Yeah, did some this afternoon. The ebony madness is an evasion - trying to make a plus from a minus. Now we just have messy plugs that draw attention to themselves. We shall have oak plugs aligned and cut from similar grain. Anything else is madness.
Making the pegs can be fun. You need an oak strip maybe an inch square and 18 inches long, a half
-inch stop on the bench and a sharp, wee plane and you just set the strip at 45 degrees downwards from your body and plane away,rotating and alternating the end on the stop until you have a rough dowel. Before starting that, split lengthways a 4 inch length of garden hose and glue some 180 grit sandpaper to the inside - make a few of these - and push the dowel through forwards and back, rotating. Cut to size, glue with PVA and knock in using a length of the dowel and a mallet. I don't think there is any way by which you can completely merge the dowel end into the surrounding grain, the fixing is always going to be visible but probably only to the fixer.

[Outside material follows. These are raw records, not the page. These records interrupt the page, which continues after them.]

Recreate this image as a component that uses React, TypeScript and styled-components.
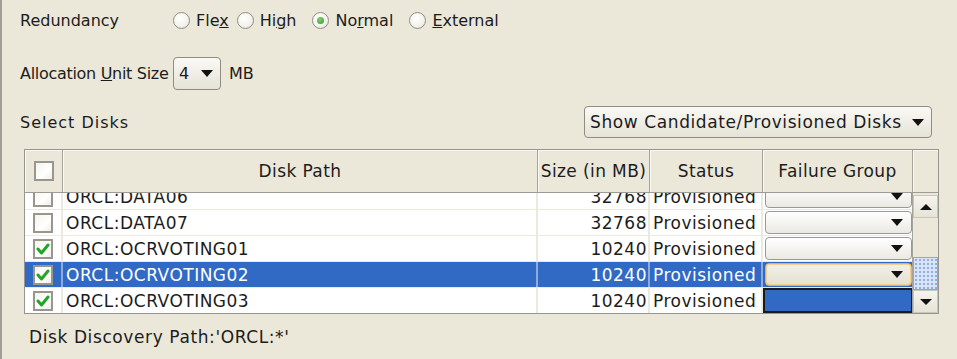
import React from "react";
import styled, { createGlobalStyle } from "styled-components";

const GlobalStyle = createGlobalStyle`
  html, body { margin: 0; padding: 0; background: #ebe8d9; }
  body { font-family: "DejaVu Sans", "Liberation Sans", sans-serif; color: #1c1c1c; }
`;

const Page = styled.div`
  width: 957px;
  height: 359px;
  box-sizing: border-box;
  border-left: 2px solid #a09e96;
  padding-left: 18px;
  display: flex;
  flex-direction: column;
  background: #ebe8d9;
  font-size: 16px;
  overflow: hidden;
`;

const Row = styled.div<{ $h: number; $mt?: number }>`
  display: flex;
  align-items: center;
  height: ${(p) => p.$h}px;
  margin-top: ${(p) => p.$mt ?? 0}px;
`;

const Label = styled.span<{ $w?: number; $ls?: number; $ml?: number }>`
  white-space: nowrap;
  letter-spacing: ${(p) => p.$ls ?? 0}px;
  margin-left: ${(p) => p.$ml ?? 0}px;
  ${(p) => (p.$w ? `width: ${p.$w}px;` : "")}
`;

const RadioOption = styled.label<{ $mr: number }>`
  display: flex;
  align-items: center;
  gap: 6px;
  margin-right: ${(p) => p.$mr}px;
  white-space: nowrap;
`;

const RadioCircle = styled.span<{ $on?: boolean }>`
  width: 17px;
  height: 17px;
  box-sizing: border-box;
  border-radius: 50%;
  border: 1px solid #8f8d86;
  background: radial-gradient(circle at 40% 35%, #ffffff 0%, #f4f3ee 55%, #dcd9cf 100%);
  display: flex;
  align-items: center;
  justify-content: center;
  &::after {
    content: "";
    display: ${(p) => (p.$on ? "block" : "none")};
    width: 7px;
    height: 7px;
    border-radius: 50%;
    background: radial-gradient(circle at 40% 35%, #7fd36a, #2f9a2a);
  }
`;

const Combo = styled.div<{ $w: number; $h: number }>`
  width: ${(p) => p.$w}px;
  height: ${(p) => p.$h}px;
  box-sizing: border-box;
  border: 1px solid #8e8c84;
  border-radius: 4px;
  background: linear-gradient(#faf9f5, #e6e3d6);
  display: flex;
  align-items: center;
  justify-content: space-between;
  padding: 0 7px 0 5px;
  white-space: nowrap;
`;

const ComboText = styled.span<{ $fs?: number; $ls?: number }>`
  font-size: ${(p) => p.$fs ?? 16}px;
  letter-spacing: ${(p) => p.$ls ?? 0}px;
`;

const Arrow = styled.span`
  width: 0;
  height: 0;
  border-left: 6px solid transparent;
  border-right: 6px solid transparent;
  border-top: 7px solid #111;
`;

const SelectRow = styled(Row)`
  width: 912px;
  justify-content: space-between;
`;

const Table = styled.div`
  margin-left: 4px;
  margin-top: 11px;
  width: 915px;
  box-sizing: border-box;
  border: 1px solid #96958f;
  display: flex;
  flex-direction: column;
  font-size: 17px;
`;

const COLS = "38px 475px 112px 113px 150px 25px";

const HeaderRow = styled.div`
  display: grid;
  grid-template-columns: ${COLS};
  height: 42px;
  border-bottom: 1px solid #9c9b94;
  background: #ebe8d9;
  letter-spacing: 0.4px;
`;

const HeadCell = styled.div`
  display: flex;
  align-items: center;
  justify-content: center;
  border-right: 1px solid #a4a39c;
  box-shadow: inset 1px 1px 0 #faf9f3;
  white-space: nowrap;
  &:last-child { border-right: none; }
`;

const Body = styled.div`
  display: flex;
  height: 120px;
`;

const Viewport = styled.div`
  width: 888px;
  overflow: hidden;
  background: #fff;
`;

const DataRow = styled.div<{ $sel?: boolean; $first?: boolean }>`
  display: grid;
  grid-template-columns: 38px 475px 112px 113px 150px;
  height: 26px;
  box-sizing: border-box;
  border-bottom: 1px solid #ece9de;
  margin-top: ${(p) => (p.$first ? -9 : 0)}px;
  background: ${(p) => (p.$sel ? "#316ac5" : "#ffffff")};
  color: ${(p) => (p.$sel ? "#ffffff" : "#1c1c1c")};
  letter-spacing: 0.5px;
`;

const Cell = styled.div<{ $align?: string; $sel?: boolean }>`
  display: flex;
  align-items: center;
  justify-content: ${(p) => p.$align ?? "flex-start"};
  padding: 0 ${(p) => (p.$align === "flex-end" ? 1 : 3)}px 0 3px;
  border-right: 2px solid ${(p) => (p.$sel ? "#8ea9dc" : "#ece9de")};
  white-space: nowrap;
  overflow: hidden;
  box-sizing: border-box;
`;

const CheckCell = styled(Cell)`
  justify-content: center;
  padding: 0;
`;

const FgCell = styled.div`
  display: flex;
  align-items: stretch;
  padding: 1px 1px 1px 2px;
  box-sizing: border-box;
`;

const FgCombo = styled.div<{ $focus?: boolean }>`
  flex: 1;
  box-sizing: border-box;
  border: 1px solid ${(p) => (p.$focus ? "#e8b04c" : "#9a9992")};
  box-shadow: ${(p) => (p.$focus ? "inset 0 0 0 1px #f5d08e" : "none")};
  border-radius: 4px;
  background: ${(p) =>
    p.$focus ? "linear-gradient(#f3f1e8, #e4e0d0)" : "linear-gradient(#ffffff, #ebe9e3)"};
  display: flex;
  align-items: center;
  justify-content: flex-end;
  padding-right: 8px;
`;

const FgEditing = styled.div`
  flex: 1;
  margin: -1px -1px -1px -2px;
  background: #316ac5;
  border: 2px solid #1a1a1a;
`;

const Box = styled.span<{ $size: number }>`
  width: ${(p) => p.$size}px;
  height: ${(p) => p.$size}px;
  box-sizing: border-box;
  border: 2px solid #98968f;
  background: linear-gradient(135deg, #f4f3ec, #ffffff 60%, #f0eee6);
  display: flex;
  align-items: center;
  justify-content: center;
`;

const Scrollbar = styled.div`
  width: 25px;
  border-left: 1px solid #a4a39c;
  display: flex;
  flex-direction: column;
  background: #ebe8d9;
`;

const ScrollGap = styled.div`
  height: 2px;
`;

const ScrollBtn = styled.div`
  height: 23px;
  box-sizing: border-box;
  border: 1px solid #c9c6b8;
  background: linear-gradient(#f5f4ee, #e6e3d6);
  display: flex;
  align-items: center;
  justify-content: center;
`;

const Track = styled.div`
  flex: 1;
  background: #ebe8d9;
`;

const Thumb = styled.div`
  height: 33px;
  box-sizing: border-box;
  border: 1px solid #86a8dc;
  background-color: #d9e5f7;
  background-image: radial-gradient(#8fb0e0 0.8px, transparent 1.2px);
  background-size: 4px 4px;
`;

const SmallArrow = styled.span<{ $up?: boolean }>`
  width: 0;
  height: 0;
  border-left: 6px solid transparent;
  border-right: 6px solid transparent;
  ${(p) => (p.$up ? "border-bottom: 6px solid #111;" : "border-top: 6px solid #111;")}
`;

const Footer = styled.div`
  height: 46px;
  display: flex;
  align-items: center;
  padding-left: 9px;
  font-size: 17px;
  letter-spacing: 0.6px;
`;

const Check = () => (
  <svg width="14" height="14" viewBox="0 0 14 14">
    <polyline points="2,7 5.5,11 12,3" fill="none" stroke="#22a52a" strokeWidth="3" strokeLinecap="round" strokeLinejoin="round" />
  </svg>
);

interface Disk {
  path: string;
  size: number;
  checked: boolean;
  selected?: boolean;
  fg: "plain" | "focus" | "edit";
}

const disks: Disk[] = [
  { path: "ORCL:DATA06", size: 32768, checked: false, fg: "plain" },
  { path: "ORCL:DATA07", size: 32768, checked: false, fg: "plain" },
  { path: "ORCL:OCRVOTING01", size: 10240, checked: true, fg: "plain" },
  { path: "ORCL:OCRVOTING02", size: 10240, checked: true, selected: true, fg: "focus" },
  { path: "ORCL:OCRVOTING03", size: 10240, checked: true, fg: "edit" },
];

const radios = [
  { pre: "Fle", key: "x", post: "", mr: 8 },
  { pre: "Hi", key: "g", post: "h", mr: 16 },
  { pre: "No", key: "r", post: "mal", mr: 16, on: true },
  { pre: "", key: "E", post: "xternal", mr: 0 },
];

export default function App() {
  return (
    <>
      <GlobalStyle />
      <Page>
        <Row $h={42}>
          <Label $w={153}>Redundancy</Label>
          {radios.map((r) => (
            <RadioOption key={r.pre + r.key} $mr={r.mr}>
              <RadioCircle $on={r.on} />
              <span>
                {r.pre}
                <u>{r.key}</u>
                {r.post}
              </span>
            </RadioOption>
          ))}
        </Row>

        <Row $h={33} $mt={16}>
          <Label $w={153} $ls={-0.3}>
            Allocation <u>U</u>nit Size
          </Label>
          <Combo $w={48} $h={33}>
            <span>4</span>
            <Arrow />
          </Combo>
          <Label $ml={8}>MB</Label>
        </Row>

        <SelectRow $h={32} $mt={16}>
          <Label $ls={1}>Select Disks</Label>
          <Combo $w={348} $h={32}>
            <ComboText $fs={17} $ls={0.6}>Show Candidate/Provisioned Disks</ComboText>
            <Arrow />
          </Combo>
        </SelectRow>

        <Table>
          <HeaderRow>
            <HeadCell>
              <Box $size={20} />
            </HeadCell>
            <HeadCell>Disk Path</HeadCell>
            <HeadCell>Size (in MB)</HeadCell>
            <HeadCell>Status</HeadCell>
            <HeadCell>Failure Group</HeadCell>
            <HeadCell />
          </HeaderRow>
          <Body>
            <Viewport>
              {disks.map((d, i) => (
                <DataRow key={d.path} $sel={d.selected} $first={i === 0}>
                  <CheckCell $sel={d.selected}>
                    <Box $size={20}>{d.checked && <Check />}</Box>
                  </CheckCell>
                  <Cell $sel={d.selected}>{d.path}</Cell>
                  <Cell $sel={d.selected} $align="flex-end">
                    {d.size}
                  </Cell>
                  <Cell $sel={d.selected}>Provisioned</Cell>
                  <FgCell>
                    {d.fg === "edit" ? (
                      <FgEditing />
                    ) : (
                      <FgCombo $focus={d.fg === "focus"}>
                        <Arrow />
                      </FgCombo>
                    )}
                  </FgCell>
                </DataRow>
              ))}
            </Viewport>
            <Scrollbar>
              <ScrollGap />
              <ScrollBtn>
                <SmallArrow $up />
              </ScrollBtn>
              <Track />
              <Thumb />
              <ScrollBtn>
                <SmallArrow />
              </ScrollBtn>
            </Scrollbar>
          </Body>
        </Table>

        <Footer>Disk Discovery Path:'ORCL:*'</Footer>
      </Page>
    </>
  );
}
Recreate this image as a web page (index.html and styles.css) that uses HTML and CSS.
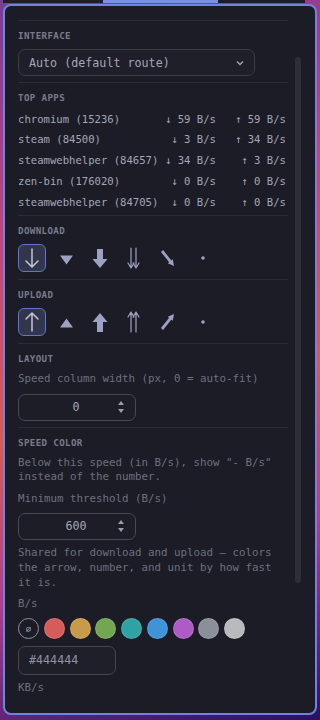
FILE: index.html
```html
<!DOCTYPE html>
<html lang="en">

<head>
	<meta charset="UTF-8">
	<meta name="viewport" content="width=device-width, initial-scale=1.0">
	<title>Net Speed Settings</title>
	<link rel="stylesheet" href="styles.css">
</head>

<body>
	<div class="topbar">
		<span class="tb-edge"></span>
		<span class="tb-dark tb-left"></span>
		<span class="tb-active"></span>
		<span class="tb-dark tb-right"></span>
	</div>

	<div class="panel">
		<div class="content">
			<div class="divider"></div>
			<section class="section">
				<h2 class="section-title">Interface</h2>
				<div class="select">
					<span>Auto (default route)</span>
					<svg class="chevron" viewBox="0 0 10 6"><path d="M2 1.5 L5 4.5 L8 1.5" /></svg>
				</div>
			</section>

			<div class="divider"></div>
			<section class="section section-apps">
				<h2 class="section-title">Top apps</h2>
				<div class="app-list">
					<span>chromium (15236)</span><span class="rate">↓ 59 B/s</span><span class="rate">↑ 59 B/s</span>
					<span>steam (84500)</span><span class="rate">↓ 3 B/s</span><span class="rate">↑ 34 B/s</span>
					<span>steamwebhelper (84657)</span><span class="rate">↓ 34 B/s</span><span class="rate">↑ 3 B/s</span>
					<span>zen-bin (176020)</span><span class="rate">↓ 0 B/s</span><span class="rate">↑ 0 B/s</span>
					<span>steamwebhelper (84705)</span><span class="rate">↓ 0 B/s</span><span class="rate">↑ 0 B/s</span>
				</div>
			</section>

			<div class="divider"></div>
			<section class="section section-icons">
				<h2 class="section-title">Download</h2>
				<div class="icon-row">
					<button class="icon-btn active"><svg viewBox="0 0 28 28"><path class="line" d="M14 5 V23 M8 17 L14 23 L20 17" /></svg></button>
					<button class="icon-btn"><svg viewBox="0 0 28 28"><polygon class="fill" points="8,11.5 21,11.5 14.5,20.5" /></svg></button>
					<button class="icon-btn"><svg viewBox="0 0 28 28"><path class="fill" d="M12 5 H18 V15 H22.5 L15 24 L7.5 15 H12 Z" /></svg></button>
					<button class="icon-btn"><svg viewBox="0 0 28 28"><path class="line thin" d="M12 4 V24 M17 4 V24 M9 19 L12 24 L15 19 M14 19 L17 24 L20 19" /></svg></button>
					<button class="icon-btn"><svg viewBox="0 0 28 28"><path class="line bold" d="M10 7 L18.5 17.6" /><polygon class="fill" points="22,22 15.75,19.3 20.75,15.3" /></svg></button>
					<button class="icon-btn"><svg viewBox="0 0 28 28"><circle class="fill" cx="17" cy="14" r="1.8" /></svg></button>
				</div>
			</section>

			<div class="divider"></div>
			<section class="section section-icons">
				<h2 class="section-title">Upload</h2>
				<div class="icon-row">
					<button class="icon-btn active"><svg viewBox="0 0 28 28"><path class="line" d="M14 23 V5 M8 11 L14 5 L20 11" /></svg></button>
					<button class="icon-btn"><svg viewBox="0 0 28 28"><polygon class="fill" points="8,19.5 21,19.5 14.5,10.5" /></svg></button>
					<button class="icon-btn"><svg viewBox="0 0 28 28"><path class="fill" d="M12 24 H18 V14 H22.5 L15 5 L7.5 14 H12 Z" /></svg></button>
					<button class="icon-btn"><svg viewBox="0 0 28 28"><path class="line thin" d="M12 24 V4 M17 24 V4 M9 9 L12 4 L15 9 M14 9 L17 4 L20 9" /></svg></button>
					<button class="icon-btn"><svg viewBox="0 0 28 28"><path class="line bold" d="M10 21 L18.5 10.4" /><polygon class="fill" points="22,6 15.75,8.7 20.75,12.7" /></svg></button>
					<button class="icon-btn"><svg viewBox="0 0 28 28"><circle class="fill" cx="17" cy="14" r="1.8" /></svg></button>
				</div>
			</section>

			<div class="divider"></div>
			<section class="section">
				<h2 class="section-title">Layout</h2>
				<p class="hint">Speed column width (px, 0 = auto-fit)</p>
				<div class="number-input">
					<span class="value">0</span>
					<span class="spinner"><svg viewBox="0 0 8 16"><polygon points="1,6 7,6 4,2" /><polygon points="1,10 7,10 4,14" /></svg></span>
				</div>
			</section>

			<div class="divider"></div>
			<section class="section">
				<h2 class="section-title">Speed color</h2>
				<p class="hint">Below this speed (in B/s), show "- B/s" instead of the number.</p>
				<p class="hint">Minimum threshold (B/s)</p>
				<div class="number-input">
					<span class="value">600</span>
					<span class="spinner"><svg viewBox="0 0 8 16"><polygon points="1,6 7,6 4,2" /><polygon points="1,10 7,10 4,14" /></svg></span>
				</div>
				<p class="hint">Shared for download and upload — colors the arrow, number, and unit by how fast it is.</p>
				<p class="hint">B/s</p>
				<div class="swatches">
					<span class="swatch none">⌀</span>
					<span class="swatch red"></span>
					<span class="swatch orange"></span>
					<span class="swatch green"></span>
					<span class="swatch teal"></span>
					<span class="swatch blue"></span>
					<span class="swatch purple"></span>
					<span class="swatch grey"></span>
					<span class="swatch silver"></span>
				</div>
				<div class="hex-input">#444444</div>
				<p class="hint">KB/s</p>
			</section>
		</div>

		<div class="scroll-gutter">
			<div class="scroll-thumb"></div>
		</div>
	</div>
</body>

</html>
```

FILE: styles.css
```css
* {
	margin: 0;
	padding: 0;
	box-sizing: border-box;
}

body {
	width: 320px;
	height: 720px;
	overflow: hidden;
	font-family: 'DejaVu Sans Mono', 'Liberation Mono', monospace;
	font-size: 10.8px;
	color: #a4a7b8;
	background: linear-gradient(165deg, #7b3a9a 0%, #c8437a 30%, #e0584f 55%, #b53c8c 75%, #3a1a70 96%, #2a1260 100%);
}

.topbar {
	display: flex;
	height: 3px;
}

.tb-edge {
	width: 3px;
}

.tb-dark {
	background: #1e1e29;
}

.tb-left {
	width: 100px;
}

.tb-active {
	width: 115px;
	background: #7b8fe3;
}

.tb-right {
	width: 87px;
}

.panel {
	display: flex;
	margin: 1px 3px 0;
	height: 711px;
	background: #1b1c25;
	border: 2px solid #6f84dc;
	border-radius: 8px;
	overflow: hidden;
}

.content {
	flex: 1;
	min-width: 0;
	padding: 14px 2px 0 13px;
}

.divider {
	height: 1px;
	margin-right: -2px;
	background: #292b36;
}

.section {
	display: flex;
	flex-direction: column;
	gap: 6.5px;
	padding: 8px 0 6px;
}

.section-title {
	font-size: 9.2px;
	line-height: 13px;
	font-weight: 700;
	letter-spacing: 0.35px;
	color: #787b8b;
	text-transform: uppercase;
	margin-bottom: 0.5px;
}

.select {
	display: flex;
	align-items: center;
	justify-content: space-between;
	width: 237px;
	height: 27px;
	padding: 0 9px 0 10px;
	border: 1px solid #3a3c49;
	border-radius: 7px;
	background: #1e1f29;
	font-size: 11.7px;
	color: #a4a7b8;
}

.chevron {
	width: 10px;
	height: 6px;
	fill: none;
	stroke: #a4a7b8;
	stroke-width: 1.3;
}

.section-apps {
	gap: 4px;
	padding-bottom: 3px;
}

.app-list {
	display: grid;
	grid-template-columns: 1fr auto 66px;
	column-gap: 4px;
	font-size: 10.6px;
	line-height: 20.75px;
	white-space: nowrap;
}

.rate {
	text-align: right;
	color: #a4a7b8;
}

.section-icons {
	padding-bottom: 7px;
}

.icon-row {
	display: flex;
	gap: 5.5px;
}

.icon-btn {
	width: 28px;
	height: 28px;
	border: 1.5px solid transparent;
	border-radius: 6px;
	background: transparent;
	display: flex;
	align-items: center;
	justify-content: center;
}

.icon-btn svg {
	width: 28px;
	height: 28px;
	flex: none;
}

.icon-btn .line {
	fill: none;
	stroke: #9da1c2;
	stroke-width: 1.5;
	stroke-linecap: round;
	stroke-linejoin: round;
}

.icon-btn .line.thin {
	stroke-width: 1.2;
}

.icon-btn .line.bold {
	stroke-width: 2.8;
	stroke-linecap: butt;
}

.icon-btn .fill {
	fill: #9da1c2;
}

.icon-btn.active {
	border-color: #5b79cc;
	background: #33364a;
}

.icon-btn.active .line {
	stroke: #c3c6da;
}

.hint {
	line-height: 14.75px;
	color: #6d707f;
}

.number-input {
	display: flex;
	align-items: center;
	width: 118px;
	height: 27px;
	border: 1px solid #474955;
	border-radius: 7px;
	background: #1c1d26;
	font-size: 11.7px;
	color: #a4a7b8;
}

.number-input .value {
	flex: 1;
	text-align: center;
	padding-left: 16px;
}

.spinner {
	width: 18px;
	display: flex;
	align-items: center;
}

.spinner svg {
	width: 8px;
	height: 16px;
	fill: #9a9dad;
}

.swatches {
	display: flex;
	gap: 4.75px;
}

.swatch {
	width: 21px;
	height: 21px;
	border-radius: 50%;
	border: 1px solid rgba(255, 255, 255, 0.12);
}

.swatch.none {
	display: flex;
	align-items: center;
	justify-content: center;
	border-color: #8e91a0;
	font-size: 9px;
	color: #a4a7b8;
}

.red { background: #d65c5c; }
.orange { background: #c99a4a; }
.green { background: #72a650; }
.teal { background: #2fa3a3; }
.blue { background: #3f93d9; }
.purple { background: #ad5cc6; }
.grey { background: #8b8f99; }
.silver { background: #b8babd; }

.hex-input {
	display: flex;
	align-items: center;
	width: 98px;
	height: 29px;
	padding-left: 10px;
	border: 1px solid #45474f;
	border-radius: 7px;
	background: #1e1f28;
	font-size: 11.7px;
	color: #8e91a0;
}

.scroll-gutter {
	width: 27px;
	flex: none;
	padding: 51px 0 0 7px;
}

.scroll-thumb {
	width: 6px;
	height: 526px;
	border-radius: 3px;
	background: #2d2e37;
}
```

I think we are at cross purposes, Mr I. (Which probably means that I am a bastard savage.) I have clad upstairs and downstairs with 20mm oak board. The stairs only is left. I am going to clad the existing abortion of a staircase with similar - oak-veneered something for the risers - and screw the 20mm boards down to the existing. I have a wee plug-making gizmo which burrows into a bit of scrap board and makes a plug - with the grain in the same plain as the board - but cutting these buggers off neatly is in need of a very sharp tool indeed. But if you align the plug right the grain can just wheesht it away. The harder the timber, the more difficult it is to get right.
The using of screws is, I accept, the sign of less than a craftsman.
Right, a plug cutter, never knew there were such things; even so, the circles, like tears, always remain.
My byre is 1750 and the tons of massive slates of the roof are supported by pitch pine A-frames, all fixed with near-round pegs, crudely made but in something like the manner I described, not a nail or screw anywhere and yet the beams are strong enough to take the weight of an entire govament, swinging by the neck.